Positive data from the US helped Asia-Pacific stocks open higher on Friday. Japan’s Nikkei, however, fell 0.8 per cent early in the session, recovering its losses a little by noon. MSCI’s broadest index of Asia-Pacific shares outside Japan was off 1.4 per cent. Chinese blue chips edged higher by 0.3 per cent.
Stocks at Hong Kong’s Hang Seng declined due to fears of increasing US-China tensions, as the leading index traded 0.4 per cent down.
President Joe Biden signed an executive order on Thursday that bans US entities from investing in a widened list of 59 Chinese companies with alleged ties to defence or surveillance technology sectors.
Indian indices opened flat earlier, and slumped lower after the country’s Reserve Bank announced its monetary policy on Friday morning.

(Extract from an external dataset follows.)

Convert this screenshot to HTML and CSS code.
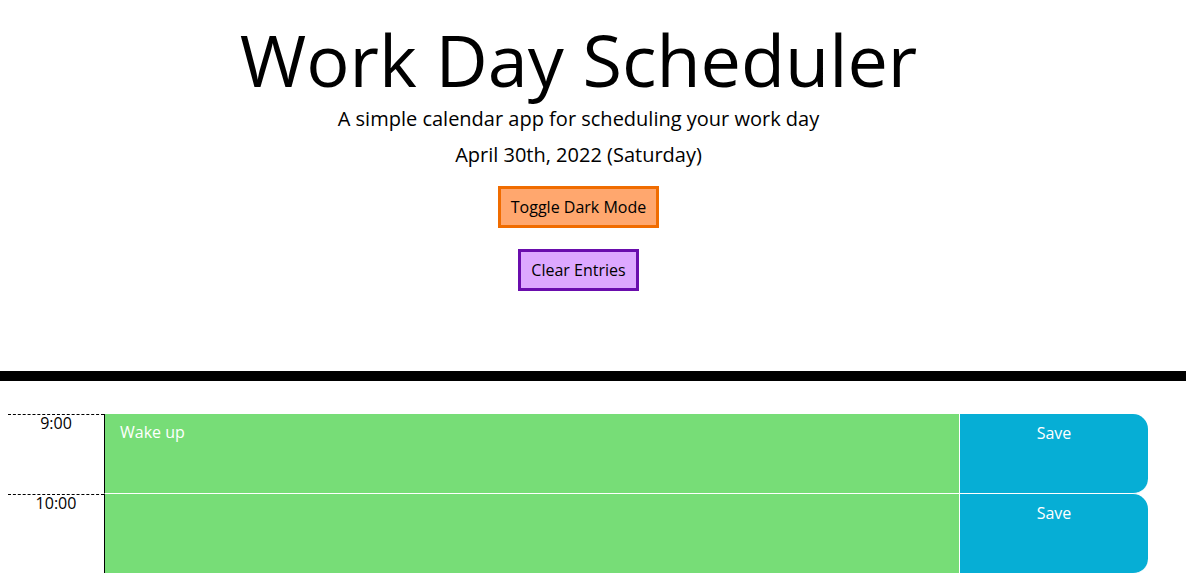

Sensex traded 0.3 per cent lower, while Nifty was 0.2 per cent down in the early hours of trade.
The Reserve Bank of India (RBI) has kept the repo rate unchanged at 4 per cent and the reverse repo rate unchanged at 3.35 per cent with an accommodative monetary policy stance. It gave a downward revision to the GDP forecast, projecting India’s real GDP to grow at 9.5 per cent in the financial year 2021-2022.